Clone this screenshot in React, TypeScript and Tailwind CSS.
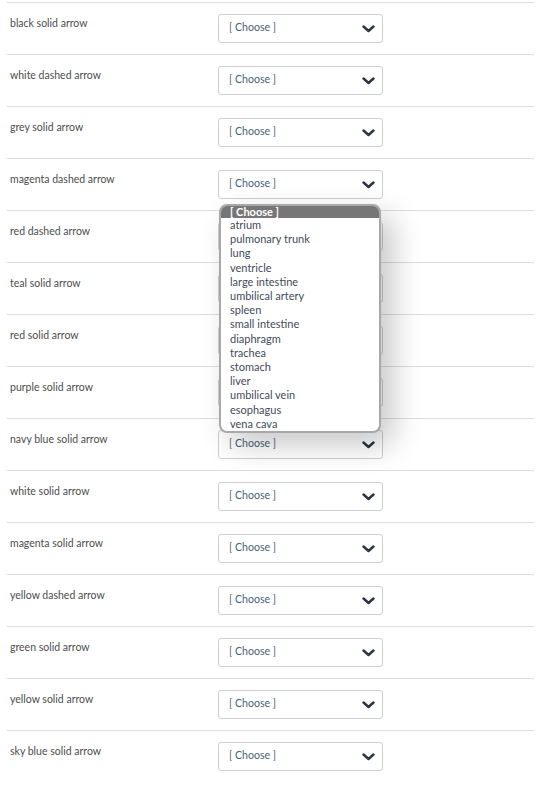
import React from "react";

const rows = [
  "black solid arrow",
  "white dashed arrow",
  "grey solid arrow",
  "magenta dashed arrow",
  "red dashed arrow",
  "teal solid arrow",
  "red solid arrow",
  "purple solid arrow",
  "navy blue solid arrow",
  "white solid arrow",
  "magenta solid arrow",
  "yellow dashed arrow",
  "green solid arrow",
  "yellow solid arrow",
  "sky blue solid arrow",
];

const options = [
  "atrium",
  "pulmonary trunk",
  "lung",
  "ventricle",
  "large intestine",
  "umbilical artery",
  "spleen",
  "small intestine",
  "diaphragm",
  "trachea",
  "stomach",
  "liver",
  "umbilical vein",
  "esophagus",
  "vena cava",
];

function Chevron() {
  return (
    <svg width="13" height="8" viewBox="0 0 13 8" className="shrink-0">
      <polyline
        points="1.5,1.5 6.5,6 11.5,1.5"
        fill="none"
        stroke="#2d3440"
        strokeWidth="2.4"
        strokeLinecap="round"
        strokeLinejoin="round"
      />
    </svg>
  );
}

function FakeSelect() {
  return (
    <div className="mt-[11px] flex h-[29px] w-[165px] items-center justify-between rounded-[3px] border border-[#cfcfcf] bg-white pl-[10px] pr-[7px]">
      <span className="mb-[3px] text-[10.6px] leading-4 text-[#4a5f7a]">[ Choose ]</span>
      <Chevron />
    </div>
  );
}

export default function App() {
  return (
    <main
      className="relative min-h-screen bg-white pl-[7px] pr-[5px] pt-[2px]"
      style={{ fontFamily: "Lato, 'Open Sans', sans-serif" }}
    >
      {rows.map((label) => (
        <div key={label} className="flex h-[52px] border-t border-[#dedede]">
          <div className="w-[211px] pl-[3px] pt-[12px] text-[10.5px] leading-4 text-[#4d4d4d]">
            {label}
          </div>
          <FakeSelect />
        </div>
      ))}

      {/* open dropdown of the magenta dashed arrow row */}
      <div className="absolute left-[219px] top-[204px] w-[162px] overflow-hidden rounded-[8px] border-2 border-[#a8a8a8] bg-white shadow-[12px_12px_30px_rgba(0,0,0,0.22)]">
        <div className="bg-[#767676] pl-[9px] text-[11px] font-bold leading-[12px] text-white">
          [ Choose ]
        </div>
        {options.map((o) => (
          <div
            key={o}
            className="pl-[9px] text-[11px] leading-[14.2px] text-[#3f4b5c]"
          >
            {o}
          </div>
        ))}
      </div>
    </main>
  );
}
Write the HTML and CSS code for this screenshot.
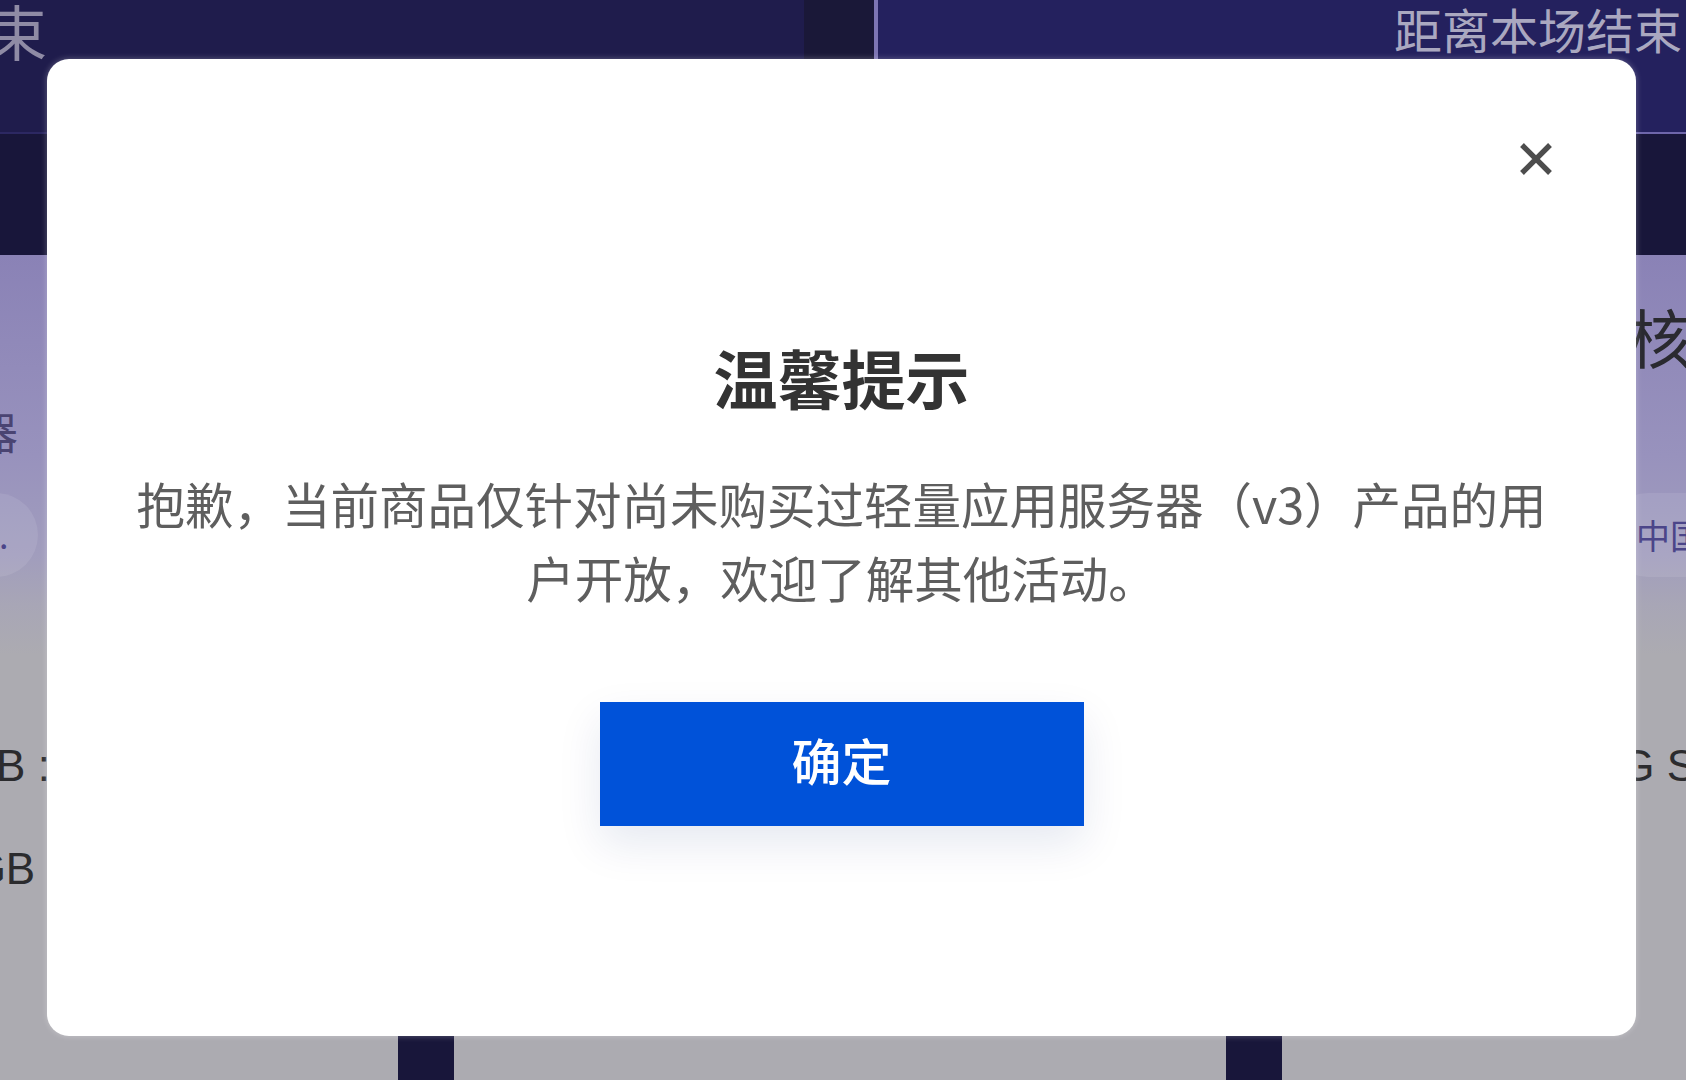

::::

● INSTRUCTIONS TO FOLLOW
Copy the records exactly as they appear, excluding images.

● FULL ANSWER
Clone this screenshot in React, TypeScript and Tailwind CSS.
import React from "react";

const rows = [
  "black solid arrow",
  "white dashed arrow",
  "grey solid arrow",
  "magenta dashed arrow",
  "red dashed arrow",
  "teal solid arrow",
  "red solid arrow",
  "purple solid arrow",
  "navy blue solid arrow",
  "white solid arrow",
  "magenta solid arrow",
  "yellow dashed arrow",
  "green solid arrow",
  "yellow solid arrow",
  "sky blue solid arrow",
];

const options = [
  "atrium",
  "pulmonary trunk",
  "lung",
  "ventricle",
  "large intestine",
  "umbilical artery",
  "spleen",
  "small intestine",
  "diaphragm",
  "trachea",
  "stomach",
  "liver",
  "umbilical vein",
  "esophagus",
  "vena cava",
];

function Chevron() {
  return (
    <svg width="13" height="8" viewBox="0 0 13 8" className="shrink-0">
      <polyline
        points="1.5,1.5 6.5,6 11.5,1.5"
        fill="none"
        stroke="#2d3440"
        strokeWidth="2.4"
        strokeLinecap="round"
        strokeLinejoin="round"
      />
    </svg>
  );
}

function FakeSelect() {
  return (
    <div className="mt-[11px] flex h-[29px] w-[165px] items-center justify-between rounded-[3px] border border-[#cfcfcf] bg-white pl-[10px] pr-[7px]">
      <span className="mb-[3px] text-[10.6px] leading-4 text-[#4a5f7a]">[ Choose ]</span>
      <Chevron />
    </div>
  );
}

export default function App() {
  return (
    <main
      className="relative min-h-screen bg-white pl-[7px] pr-[5px] pt-[2px]"
      style={{ fontFamily: "Lato, 'Open Sans', sans-serif" }}
    >
      {rows.map((label) => (
        <div key={label} className="flex h-[52px] border-t border-[#dedede]">
          <div className="w-[211px] pl-[3px] pt-[12px] text-[10.5px] leading-4 text-[#4d4d4d]">
            {label}
          </div>
          <FakeSelect />
        </div>
      ))}

      {/* open dropdown of the magenta dashed arrow row */}
      <div className="absolute left-[219px] top-[204px] w-[162px] overflow-hidden rounded-[8px] border-2 border-[#a8a8a8] bg-white shadow-[12px_12px_30px_rgba(0,0,0,0.22)]">
        <div className="bg-[#767676] pl-[9px] text-[11px] font-bold leading-[12px] text-white">
          [ Choose ]
        </div>
        {options.map((o) => (
          <div
            key={o}
            className="pl-[9px] text-[11px] leading-[14.2px] text-[#3f4b5c]"
          >
            {o}
          </div>
        ))}
      </div>
    </main>
  );
}
Write the HTML and CSS code for this screenshot.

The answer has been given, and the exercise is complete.